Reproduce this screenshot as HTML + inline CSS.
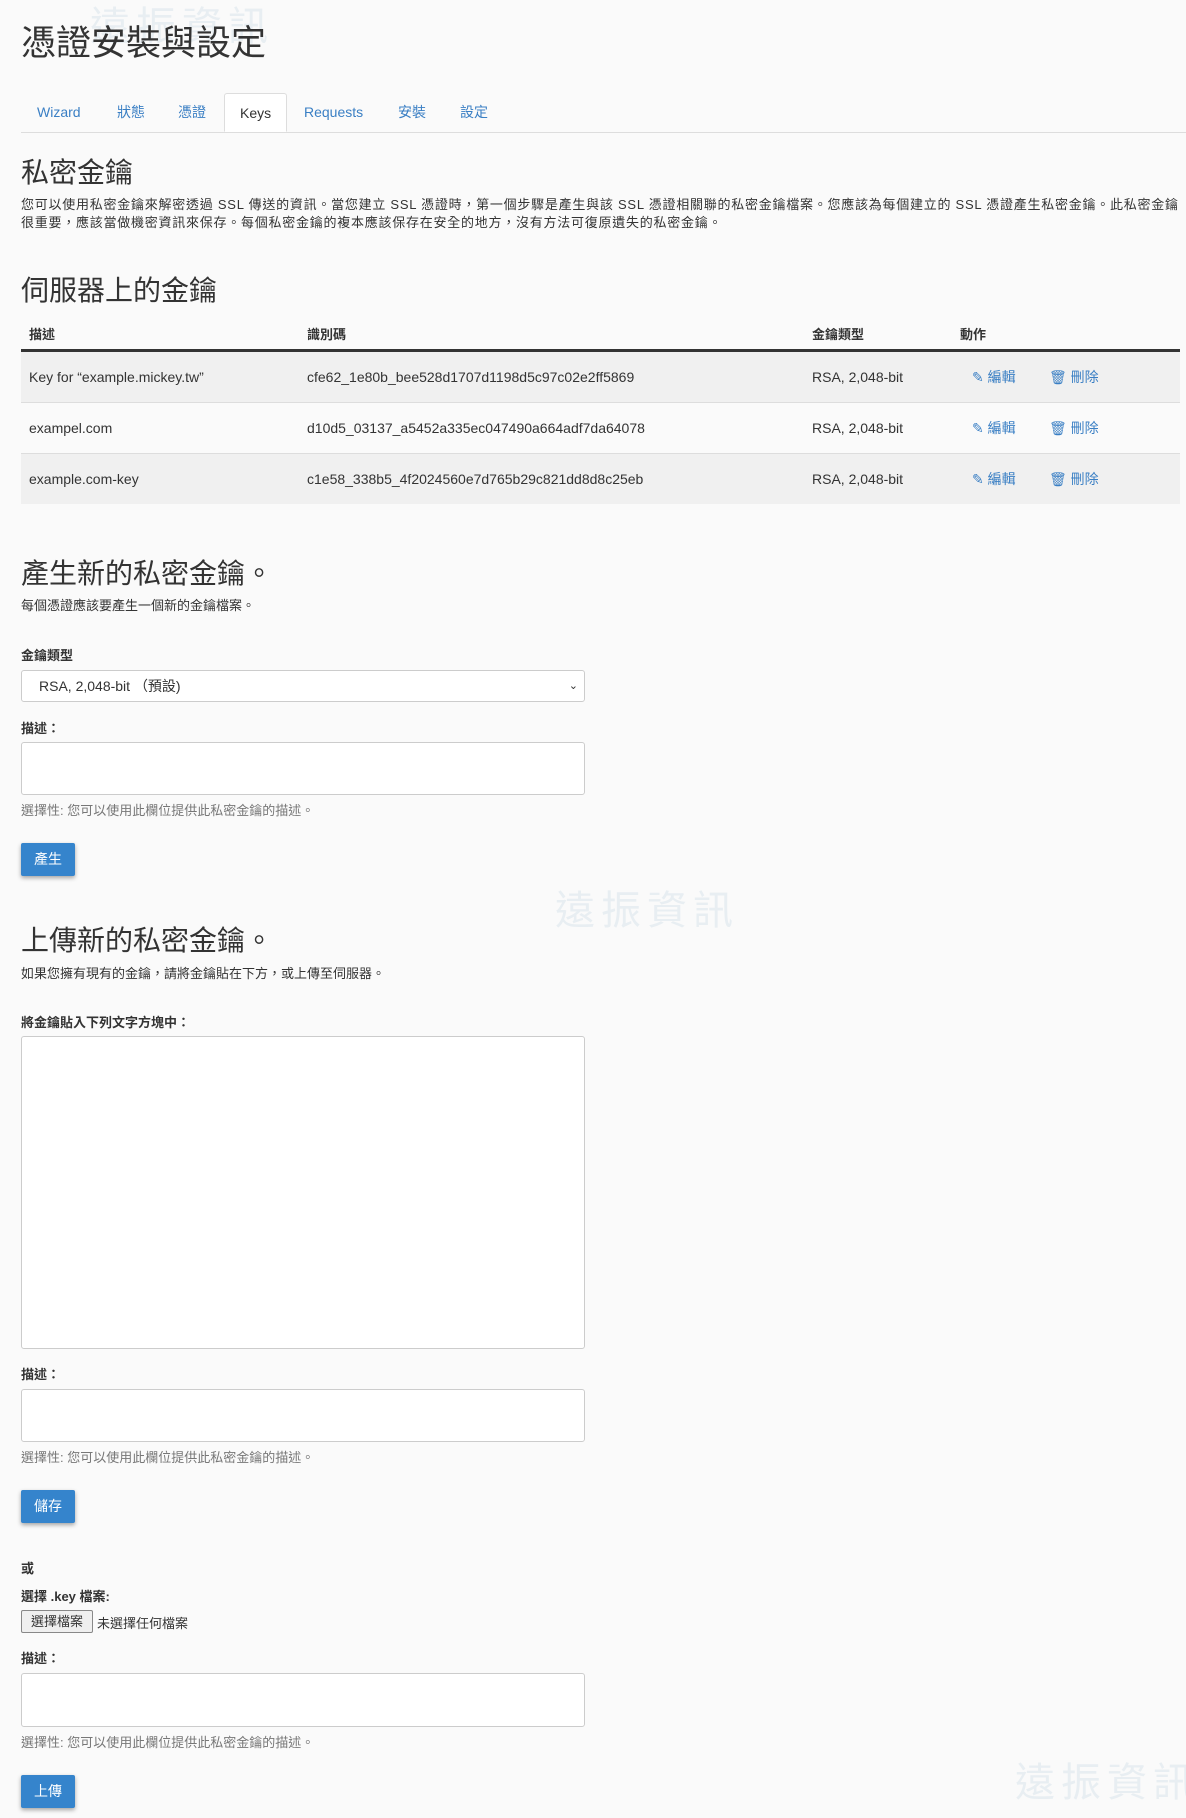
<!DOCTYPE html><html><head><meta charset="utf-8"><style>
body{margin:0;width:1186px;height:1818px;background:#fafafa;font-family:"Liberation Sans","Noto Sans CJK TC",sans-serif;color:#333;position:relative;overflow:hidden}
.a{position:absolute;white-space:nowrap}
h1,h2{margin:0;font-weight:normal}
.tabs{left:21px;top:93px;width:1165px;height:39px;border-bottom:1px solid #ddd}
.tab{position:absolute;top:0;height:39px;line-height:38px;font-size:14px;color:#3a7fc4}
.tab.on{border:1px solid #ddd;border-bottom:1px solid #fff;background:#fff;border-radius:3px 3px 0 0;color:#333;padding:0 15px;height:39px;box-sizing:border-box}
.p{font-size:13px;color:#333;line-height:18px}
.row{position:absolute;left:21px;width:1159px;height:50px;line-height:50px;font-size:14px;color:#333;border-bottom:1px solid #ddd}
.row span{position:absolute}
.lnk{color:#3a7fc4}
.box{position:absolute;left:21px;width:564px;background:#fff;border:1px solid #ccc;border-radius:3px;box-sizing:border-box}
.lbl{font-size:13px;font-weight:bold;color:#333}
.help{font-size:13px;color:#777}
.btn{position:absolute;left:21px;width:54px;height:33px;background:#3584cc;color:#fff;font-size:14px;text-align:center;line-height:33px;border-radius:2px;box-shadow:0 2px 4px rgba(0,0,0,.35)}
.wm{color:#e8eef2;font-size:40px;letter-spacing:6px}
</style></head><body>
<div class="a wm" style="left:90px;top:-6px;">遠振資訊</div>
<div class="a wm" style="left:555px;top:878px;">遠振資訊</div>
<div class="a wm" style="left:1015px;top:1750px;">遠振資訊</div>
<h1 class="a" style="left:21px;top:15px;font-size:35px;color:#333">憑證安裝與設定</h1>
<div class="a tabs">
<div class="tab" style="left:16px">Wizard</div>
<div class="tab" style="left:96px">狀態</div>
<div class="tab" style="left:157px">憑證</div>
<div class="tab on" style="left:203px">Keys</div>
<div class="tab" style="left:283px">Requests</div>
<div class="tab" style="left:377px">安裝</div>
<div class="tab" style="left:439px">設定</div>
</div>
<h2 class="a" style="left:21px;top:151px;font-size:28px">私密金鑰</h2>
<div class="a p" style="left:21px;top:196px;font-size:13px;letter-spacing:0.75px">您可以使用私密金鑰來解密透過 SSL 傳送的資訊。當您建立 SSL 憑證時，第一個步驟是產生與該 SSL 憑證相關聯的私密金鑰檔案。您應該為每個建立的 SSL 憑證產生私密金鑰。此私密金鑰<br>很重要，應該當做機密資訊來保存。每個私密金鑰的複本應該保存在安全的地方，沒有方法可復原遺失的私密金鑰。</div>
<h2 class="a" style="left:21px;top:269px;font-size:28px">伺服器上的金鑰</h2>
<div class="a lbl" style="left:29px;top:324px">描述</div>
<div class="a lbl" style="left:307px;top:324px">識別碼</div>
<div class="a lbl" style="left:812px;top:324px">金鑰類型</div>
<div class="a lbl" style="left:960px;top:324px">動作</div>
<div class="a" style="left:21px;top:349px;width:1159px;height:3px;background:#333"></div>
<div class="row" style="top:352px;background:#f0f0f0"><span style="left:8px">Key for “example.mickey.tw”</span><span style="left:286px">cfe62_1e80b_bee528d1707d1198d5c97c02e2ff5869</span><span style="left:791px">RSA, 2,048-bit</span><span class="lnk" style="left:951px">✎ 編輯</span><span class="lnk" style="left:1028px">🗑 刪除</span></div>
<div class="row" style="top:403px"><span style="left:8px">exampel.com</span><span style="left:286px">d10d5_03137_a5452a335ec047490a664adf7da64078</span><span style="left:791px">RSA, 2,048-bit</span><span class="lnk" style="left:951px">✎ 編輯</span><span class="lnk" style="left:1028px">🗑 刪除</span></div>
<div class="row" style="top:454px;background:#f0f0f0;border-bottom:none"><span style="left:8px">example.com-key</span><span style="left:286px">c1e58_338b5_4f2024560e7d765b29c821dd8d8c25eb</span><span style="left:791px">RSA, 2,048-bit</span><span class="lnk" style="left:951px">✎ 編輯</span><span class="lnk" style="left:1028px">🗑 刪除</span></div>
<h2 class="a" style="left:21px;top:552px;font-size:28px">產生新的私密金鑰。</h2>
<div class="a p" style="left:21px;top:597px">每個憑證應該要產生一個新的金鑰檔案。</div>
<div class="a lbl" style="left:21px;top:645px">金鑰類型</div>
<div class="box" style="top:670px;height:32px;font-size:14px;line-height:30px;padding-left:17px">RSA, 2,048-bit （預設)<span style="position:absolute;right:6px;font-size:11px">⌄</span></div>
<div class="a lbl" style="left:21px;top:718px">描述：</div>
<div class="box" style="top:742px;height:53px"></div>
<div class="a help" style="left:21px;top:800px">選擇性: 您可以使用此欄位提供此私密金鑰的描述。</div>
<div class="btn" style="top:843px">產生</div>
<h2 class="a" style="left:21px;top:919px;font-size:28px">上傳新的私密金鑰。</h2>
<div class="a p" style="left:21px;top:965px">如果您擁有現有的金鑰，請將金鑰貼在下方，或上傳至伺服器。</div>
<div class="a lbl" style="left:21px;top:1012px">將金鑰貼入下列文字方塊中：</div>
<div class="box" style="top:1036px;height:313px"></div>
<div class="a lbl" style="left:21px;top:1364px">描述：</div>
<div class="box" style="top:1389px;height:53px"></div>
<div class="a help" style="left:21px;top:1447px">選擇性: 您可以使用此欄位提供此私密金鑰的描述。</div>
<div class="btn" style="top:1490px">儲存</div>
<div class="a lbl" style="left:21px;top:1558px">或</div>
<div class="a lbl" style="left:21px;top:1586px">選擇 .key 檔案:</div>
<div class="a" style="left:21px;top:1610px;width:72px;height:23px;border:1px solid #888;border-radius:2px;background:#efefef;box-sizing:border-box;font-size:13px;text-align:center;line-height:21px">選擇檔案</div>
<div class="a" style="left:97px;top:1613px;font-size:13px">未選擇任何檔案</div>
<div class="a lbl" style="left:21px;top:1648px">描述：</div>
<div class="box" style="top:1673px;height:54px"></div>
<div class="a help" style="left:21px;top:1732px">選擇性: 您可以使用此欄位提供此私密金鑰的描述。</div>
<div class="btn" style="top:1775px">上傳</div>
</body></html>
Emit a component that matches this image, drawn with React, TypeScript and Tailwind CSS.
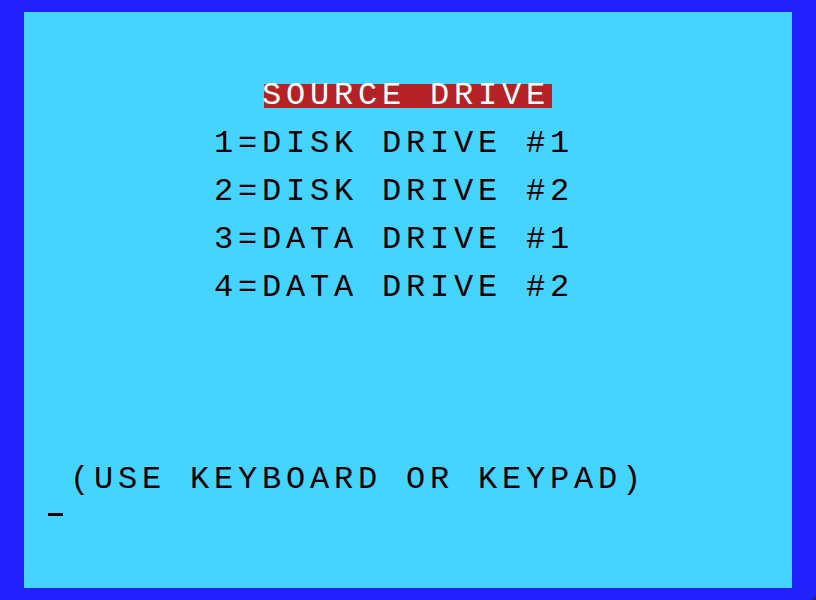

Set problem:
Set every line down exactly as written, leaving each picture out.

Exercise result:
Reproduce this screenshot as HTML + inline CSS.
<!DOCTYPE html><html><head><meta charset="utf-8"><style>
body{margin:0;width:1186px;height:1818px;background:#fafafa;font-family:"Liberation Sans","Noto Sans CJK TC",sans-serif;color:#333;position:relative;overflow:hidden}
.a{position:absolute;white-space:nowrap}
h1,h2{margin:0;font-weight:normal}
.tabs{left:21px;top:93px;width:1165px;height:39px;border-bottom:1px solid #ddd}
.tab{position:absolute;top:0;height:39px;line-height:38px;font-size:14px;color:#3a7fc4}
.tab.on{border:1px solid #ddd;border-bottom:1px solid #fff;background:#fff;border-radius:3px 3px 0 0;color:#333;padding:0 15px;height:39px;box-sizing:border-box}
.p{font-size:13px;color:#333;line-height:18px}
.row{position:absolute;left:21px;width:1159px;height:50px;line-height:50px;font-size:14px;color:#333;border-bottom:1px solid #ddd}
.row span{position:absolute}
.lnk{color:#3a7fc4}
.box{position:absolute;left:21px;width:564px;background:#fff;border:1px solid #ccc;border-radius:3px;box-sizing:border-box}
.lbl{font-size:13px;font-weight:bold;color:#333}
.help{font-size:13px;color:#777}
.btn{position:absolute;left:21px;width:54px;height:33px;background:#3584cc;color:#fff;font-size:14px;text-align:center;line-height:33px;border-radius:2px;box-shadow:0 2px 4px rgba(0,0,0,.35)}
.wm{color:#e8eef2;font-size:40px;letter-spacing:6px}
</style></head><body>
<div class="a wm" style="left:90px;top:-6px;">遠振資訊</div>
<div class="a wm" style="left:555px;top:878px;">遠振資訊</div>
<div class="a wm" style="left:1015px;top:1750px;">遠振資訊</div>
<h1 class="a" style="left:21px;top:15px;font-size:35px;color:#333">憑證安裝與設定</h1>
<div class="a tabs">
<div class="tab" style="left:16px">Wizard</div>
<div class="tab" style="left:96px">狀態</div>
<div class="tab" style="left:157px">憑證</div>
<div class="tab on" style="left:203px">Keys</div>
<div class="tab" style="left:283px">Requests</div>
<div class="tab" style="left:377px">安裝</div>
<div class="tab" style="left:439px">設定</div>
</div>
<h2 class="a" style="left:21px;top:151px;font-size:28px">私密金鑰</h2>
<div class="a p" style="left:21px;top:196px;font-size:13px;letter-spacing:0.75px">您可以使用私密金鑰來解密透過 SSL 傳送的資訊。當您建立 SSL 憑證時，第一個步驟是產生與該 SSL 憑證相關聯的私密金鑰檔案。您應該為每個建立的 SSL 憑證產生私密金鑰。此私密金鑰<br>很重要，應該當做機密資訊來保存。每個私密金鑰的複本應該保存在安全的地方，沒有方法可復原遺失的私密金鑰。</div>
<h2 class="a" style="left:21px;top:269px;font-size:28px">伺服器上的金鑰</h2>
<div class="a lbl" style="left:29px;top:324px">描述</div>
<div class="a lbl" style="left:307px;top:324px">識別碼</div>
<div class="a lbl" style="left:812px;top:324px">金鑰類型</div>
<div class="a lbl" style="left:960px;top:324px">動作</div>
<div class="a" style="left:21px;top:349px;width:1159px;height:3px;background:#333"></div>
<div class="row" style="top:352px;background:#f0f0f0"><span style="left:8px">Key for “example.mickey.tw”</span><span style="left:286px">cfe62_1e80b_bee528d1707d1198d5c97c02e2ff5869</span><span style="left:791px">RSA, 2,048-bit</span><span class="lnk" style="left:951px">✎ 編輯</span><span class="lnk" style="left:1028px">🗑 刪除</span></div>
<div class="row" style="top:403px"><span style="left:8px">exampel.com</span><span style="left:286px">d10d5_03137_a5452a335ec047490a664adf7da64078</span><span style="left:791px">RSA, 2,048-bit</span><span class="lnk" style="left:951px">✎ 編輯</span><span class="lnk" style="left:1028px">🗑 刪除</span></div>
<div class="row" style="top:454px;background:#f0f0f0;border-bottom:none"><span style="left:8px">example.com-key</span><span style="left:286px">c1e58_338b5_4f2024560e7d765b29c821dd8d8c25eb</span><span style="left:791px">RSA, 2,048-bit</span><span class="lnk" style="left:951px">✎ 編輯</span><span class="lnk" style="left:1028px">🗑 刪除</span></div>
<h2 class="a" style="left:21px;top:552px;font-size:28px">產生新的私密金鑰。</h2>
<div class="a p" style="left:21px;top:597px">每個憑證應該要產生一個新的金鑰檔案。</div>
<div class="a lbl" style="left:21px;top:645px">金鑰類型</div>
<div class="box" style="top:670px;height:32px;font-size:14px;line-height:30px;padding-left:17px">RSA, 2,048-bit （預設)<span style="position:absolute;right:6px;font-size:11px">⌄</span></div>
<div class="a lbl" style="left:21px;top:718px">描述：</div>
<div class="box" style="top:742px;height:53px"></div>
<div class="a help" style="left:21px;top:800px">選擇性: 您可以使用此欄位提供此私密金鑰的描述。</div>
<div class="btn" style="top:843px">產生</div>
<h2 class="a" style="left:21px;top:919px;font-size:28px">上傳新的私密金鑰。</h2>
<div class="a p" style="left:21px;top:965px">如果您擁有現有的金鑰，請將金鑰貼在下方，或上傳至伺服器。</div>
<div class="a lbl" style="left:21px;top:1012px">將金鑰貼入下列文字方塊中：</div>
<div class="box" style="top:1036px;height:313px"></div>
<div class="a lbl" style="left:21px;top:1364px">描述：</div>
<div class="box" style="top:1389px;height:53px"></div>
<div class="a help" style="left:21px;top:1447px">選擇性: 您可以使用此欄位提供此私密金鑰的描述。</div>
<div class="btn" style="top:1490px">儲存</div>
<div class="a lbl" style="left:21px;top:1558px">或</div>
<div class="a lbl" style="left:21px;top:1586px">選擇 .key 檔案:</div>
<div class="a" style="left:21px;top:1610px;width:72px;height:23px;border:1px solid #888;border-radius:2px;background:#efefef;box-sizing:border-box;font-size:13px;text-align:center;line-height:21px">選擇檔案</div>
<div class="a" style="left:97px;top:1613px;font-size:13px">未選擇任何檔案</div>
<div class="a lbl" style="left:21px;top:1648px">描述：</div>
<div class="box" style="top:1673px;height:54px"></div>
<div class="a help" style="left:21px;top:1732px">選擇性: 您可以使用此欄位提供此私密金鑰的描述。</div>
<div class="btn" style="top:1775px">上傳</div>
</body></html>
Emit a component that matches this image, drawn with React, TypeScript and Tailwind CSS.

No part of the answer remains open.